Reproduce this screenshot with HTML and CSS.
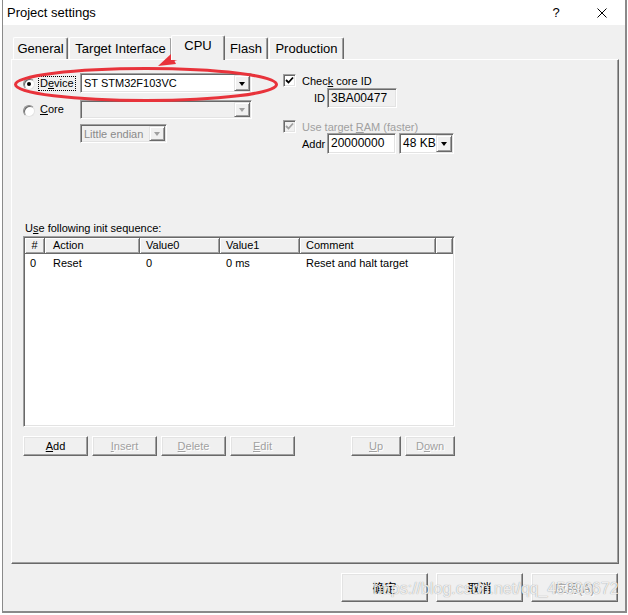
FILE: index.html
```html
<!DOCTYPE html>
<html lang="en">
<head>
  <meta charset="UTF-8" />
  <title>Project settings</title>
  <link rel="stylesheet" href="styles.css">
</head>
<body>
  <div class="window">
    <div class="titlebar">
      <span class="title">Project settings</span>
      <span class="tb-btn">?</span>
      <span class="tb-btn">
        <svg width="10" height="10" viewBox="0 0 10 10"><path d="M0.5 0.5 L9.5 9.5 M9.5 0.5 L0.5 9.5" stroke="#000" stroke-width="1"/></svg>
      </span>
    </div>

    <div class="tabs">
      <div class="tab t-general">General</div>
      <div class="tab t-target">Target Interface</div>
      <div class="tab t-cpu active">CPU</div>
      <div class="tab t-flash">Flash</div>
      <div class="tab t-prod">Production</div>
    </div>

    <div class="panel">
      <div class="top">
        <div class="cpu-left">
          <div class="row r1">
            <div class="opt"><span class="radio checked"></span><span class="opt-text focus">D<u>e</u>vice</span></div>
            <div class="combo w-dev"><span class="val">ST STM32F103VC</span><span class="drop"></span></div>
          </div>
          <div class="row r2">
            <div class="opt"><span class="radio"></span><span class="opt-text"><u>C</u>ore</span></div>
            <div class="combo w-dev disabled"><span class="val"></span><span class="drop"></span></div>
          </div>
          <div class="row r3">
            <div class="combo w-endian disabled"><span class="val">Little endian</span><span class="drop"></span></div>
          </div>
        </div>

        <div class="cpu-right">
          <div class="chk-row">
            <span class="chk"><svg width="9" height="9" viewBox="0 0 9 9"><path d="M1 4 L3.5 6.5 L8 1.5" fill="none" stroke="#000" stroke-width="1.8"/></svg></span>
            <span>Chec<u>k</u> core ID</span>
          </div>
          <div class="field-row id-row">
            <span class="lbl lbl-id">ID</span>
            <span class="field readonly">3BA00477</span>
          </div>
          <div class="chk-row ram-row disabled">
            <span class="chk"><svg width="9" height="9" viewBox="0 0 9 9"><path d="M1 4 L3.5 6.5 L8 1.5" fill="none" stroke="#a0a0a0" stroke-width="1.8"/></svg></span>
            <span>Use target <u>R</u>AM (faster)</span>
          </div>
          <div class="field-row addr-row">
            <span class="lbl lbl-addr">Addr</span>
            <span class="field addr">20000000</span>
            <div class="combo w-size"><span class="val">48 KB</span><span class="drop"></span></div>
          </div>
        </div>
      </div>

      <div class="seq-label">U<u>s</u>e following init sequence:</div>
      <div class="list">
        <div class="list-head">
          <span class="cell c0 center">#</span>
          <span class="cell c1">Action</span>
          <span class="cell c2">Value0</span>
          <span class="cell c3">Value1</span>
          <span class="cell c4">Comment</span>
          <span class="cell c5"></span>
        </div>
        <div class="list-row">
          <span class="cell c0">0</span>
          <span class="cell c1">Reset</span>
          <span class="cell c2">0</span>
          <span class="cell c3">0 ms</span>
          <span class="cell c4">Reset and halt target</span>
        </div>
      </div>

      <div class="btns">
        <button class="btn"><u>A</u>dd</button>
        <button class="btn off"><u>I</u>nsert</button>
        <button class="btn off"><u>D</u>elete</button>
        <button class="btn off"><u>E</u>dit</button>
        <button class="btn sm up off"><u>U</u>p</button>
        <button class="btn sm off">D<u>o</u>wn</button>
      </div>
    </div>

    <div class="footer">
      <button class="fbtn">确定</button>
      <button class="fbtn">取消</button>
      <button class="fbtn off">应用(A)</button>
    </div>
  </div>

  <!-- red marks drawn over the screenshot -->
  <svg class="annot" width="628" height="615" viewBox="0 0 628 615">
    <ellipse cx="146" cy="84.5" rx="130.5" ry="16" fill="none" stroke="#e8333b" stroke-width="3"/>
    <path d="M200 51 Q188 55 172 60" fill="none" stroke="#e8333b" stroke-width="3"/>
    <polygon points="158,66 171,54 176,64" fill="#e8333b"/>
  </svg>
  <div class="watermark">https://blog.csdn.net/qq_45396672</div>
</body>
</html>
```

FILE: styles.css
```css
body {
  margin: 0;
  background: #fff;
  font-family: "Liberation Sans", Arial, sans-serif;
  font-size: 11px;
  color: #000;
}

u {
  text-decoration: underline;
  text-underline-offset: 1px;
}

.window {
  margin-left: 2px;
  width: 625px;
  height: 613px;
  box-sizing: border-box;
  background: #f0f0f0;
  border: 1px solid #8a8a8a;
  border-top: 0;
  border-right-width: 2px;
  border-bottom-width: 2px;
}

.titlebar {
  height: 25px;
  background: #fff;
  display: flex;
  align-items: center;
  padding-left: 4px;
  font-size: 13px;
}

.title {
  flex: 1;
}

.tb-btn {
  width: 46px;
  height: 25px;
  display: flex;
  align-items: center;
  justify-content: center;
  font-size: 13px;
}

/* tabs */
.tabs {
  display: flex;
  align-items: flex-end;
  gap: 1px;
  height: 24px;
  margin: 10px 0 0 10px;
}

.tab {
  box-sizing: border-box;
  height: 22px;
  border: 1px solid;
  border-color: #fff #696969 transparent #fff;
  border-bottom: 0;
  border-radius: 2px 2px 0 0;
  box-shadow: inset -1px 0 #a0a0a0;
  font-size: 13px;
  line-height: 20px;
  padding-top: 1px;
  text-align: center;
  background: #f0f0f0;
}

.tab.active {
  height: 25px;
  margin: 0 -2px -1px;
  position: relative;
  z-index: 1;
  padding-top: 0;
}

.t-general { width: 55px; }
.t-target { width: 103px; }
.t-cpu { width: 54px; }
.t-flash { width: 44px; }
.t-prod { width: 75px; }

.panel {
  margin-left: 8px;
  width: 608px;
  height: 505px;
  box-sizing: border-box;
  border: 1px solid;
  border-color: #fff #696969 #696969 #fff;
  box-shadow: inset -1px -1px #a0a0a0;
  padding: 13px 0 0 10px;
}

.top {
  display: flex;
}

.cpu-left {
  width: 261px;
}

.row {
  display: flex;
  align-items: center;
}

.r1 { height: 20px; }
.r2 { height: 19px; margin-top: 7px; }
.r3 { height: 19px; margin-top: 5px; padding-left: 58px; }

.opt {
  width: 58px;
  display: flex;
  align-items: center;
}

.radio {
  width: 12px;
  height: 12px;
  box-sizing: border-box;
  border-radius: 50%;
  border: 1px solid;
  border-color: #8c8c8c #e3e3e3 #e3e3e3 #8c8c8c;
  box-shadow: inset 1px 1px #696969;
  background: #fff;
  margin: 2px 3px 0 1px;
  display: flex;
  align-items: center;
  justify-content: center;
}

.radio.checked::after {
  content: "";
  width: 4px;
  height: 4px;
  border-radius: 50%;
  background: #000;
}

.opt-text {
  border: 1px solid transparent;
  padding: 0 1px;
  line-height: 13px;
}

.opt-text.focus {
  border: 1px dotted #000;
}

/* combo boxes and text fields */
.combo {
  display: flex;
  box-sizing: border-box;
  height: 20px;
  border: 1px solid;
  border-color: #a0a0a0 #fff #fff #a0a0a0;
  box-shadow: inset 1px 1px #696969, inset -1px -1px #e3e3e3;
  padding: 1px;
  background: #fff;
}

.combo .val {
  flex: 1;
  padding-left: 2px;
  line-height: 16px;
  white-space: nowrap;
}

.combo .drop {
  width: 16px;
  box-sizing: border-box;
  border: 1px solid;
  border-color: #e3e3e3 #696969 #696969 #e3e3e3;
  box-shadow: inset 1px 1px #fff, inset -1px -1px #a0a0a0;
  background: #f0f0f0;
  display: flex;
  align-items: center;
  justify-content: center;
}

.combo .drop::after {
  content: "";
  border-left: 3.5px solid transparent;
  border-right: 3.5px solid transparent;
  border-top: 4px solid #000;
  margin-top: 1px;
}

.combo.disabled {
  background: #f0f0f0;
}

.combo.disabled .val {
  color: #8a8a8a;
}

.combo.disabled .drop::after {
  border-top-color: #a0a0a0;
}

.w-dev { width: 172px; }
.w-endian { width: 87px; height: 19px; }
.r2 .combo { height: 19px; }
.w-size { width: 55px; height: 21px; margin-left: 3px; }
.w-size .val { line-height: 17px; font-size: 12px; }

.cpu-right {
  margin-top: 1px;
}

.chk-row {
  display: flex;
  align-items: center;
  gap: 6px;
  height: 13px;
  white-space: nowrap;
}

.chk {
  width: 13px;
  height: 13px;
  box-sizing: border-box;
  border: 1px solid;
  border-color: #a0a0a0 #fff #fff #a0a0a0;
  box-shadow: inset 1px 1px #696969, inset -1px -1px #e3e3e3;
  background: #fff;
  display: flex;
  align-items: center;
  justify-content: center;
}

.ram-row {
  margin-top: 12px;
}

.chk-row.disabled {
  color: #a0a0a0;
}

.chk-row.disabled .chk {
  background: #f0f0f0;
}

.field-row {
  display: flex;
  align-items: center;
}

.id-row {
  margin-top: 1px;
  height: 20px;
}

.addr-row {
  height: 21px;
}

.lbl-id {
  margin-left: 31px;
  width: 13px;
}

.lbl-addr {
  margin-left: 19px;
  width: 25px;
}

.field {
  box-sizing: border-box;
  width: 70px;
  height: 20px;
  border: 1px solid;
  border-color: #a0a0a0 #fff #fff #a0a0a0;
  box-shadow: inset 1px 1px #696969, inset -1px -1px #e3e3e3;
  background: #fff;
  padding-left: 3px;
  line-height: 18px;
  font-size: 12px;
}

.field.readonly {
  background: #f0f0f0;
}

.field.addr {
  width: 69px;
  height: 21px;
  line-height: 19px;
}

/* init sequence list */
.seq-label {
  margin: 67px 0 0 3px;
  line-height: 14px;
}

.list {
  margin: 1px 0 0 1px;
  width: 432px;
  height: 191px;
  box-sizing: border-box;
  border: 1px solid;
  border-color: #a0a0a0 #fff #fff #a0a0a0;
  box-shadow: inset 1px 1px #696969, inset -1px -1px #e3e3e3;
  padding: 1px;
  background: #fff;
}

.list-head {
  display: flex;
  height: 16px;
}

.list-head .cell {
  box-sizing: border-box;
  border-right: 1px solid #696969;
  border-bottom: 1px solid #696969;
  box-shadow: inset 1px 1px #fff, inset -1px -1px #a0a0a0;
  background: #f0f0f0;
  line-height: 14px;
}

.list-row {
  display: flex;
  height: 17px;
  align-items: center;
}

.cell {
  padding-left: 6px;
  white-space: nowrap;
  box-sizing: border-box;
}

.c0 { width: 20px; padding-left: 5px; }
.c1 { width: 95px; padding-left: 8px; }
.c2 { width: 80px; }
.c3 { width: 80px; }
.c4 { width: 136px; }
.c5 { flex: 1; }

.list-head .center {
  padding-left: 0;
  text-align: center;
}

/* buttons */
.btns {
  display: flex;
  gap: 4px;
  margin: 9px 0 0 1px;
}

.btn,
.fbtn {
  box-sizing: border-box;
  border: 1px solid;
  border-color: #fff #696969 #696969 #fff;
  box-shadow: inset -1px -1px #a0a0a0, inset 1px 1px #e3e3e3;
  background: #f0f0f0;
  font-family: "Liberation Sans", Arial, sans-serif;
  font-size: 11px;
  color: #000;
  padding: 0;
  text-align: center;
}

.btn {
  width: 65px;
  height: 20px;
}

.btn.sm {
  width: 50px;
}

.btn.up {
  margin-left: 52px;
}

.btn.off,
.fbtn.off {
  color: #a0a0a0;
  text-shadow: 1px 1px #fff;
}

.footer {
  display: flex;
  justify-content: flex-end;
  gap: 8px;
  margin-top: 9px;
  padding-right: 7px;
}

.fbtn {
  width: 87px;
  height: 29px;
  font-family: "Liberation Sans", "Noto Sans CJK SC", sans-serif;
  font-size: 12px;
}

.annot {
  position: absolute;
  left: 0;
  top: 0;
  pointer-events: none;
}

.watermark {
  position: absolute;
  left: 373px;
  top: 580px;
  font-size: 16px;
  color: rgba(255, 255, 255, 0.85);
  text-shadow: 0 0 1px rgba(0, 0, 0, 0.45);
  pointer-events: none;
}
```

::::::::

**What is asked:** State the count of lines above containing the string "screenshot", and add nothing to it.

**Right answer:** 2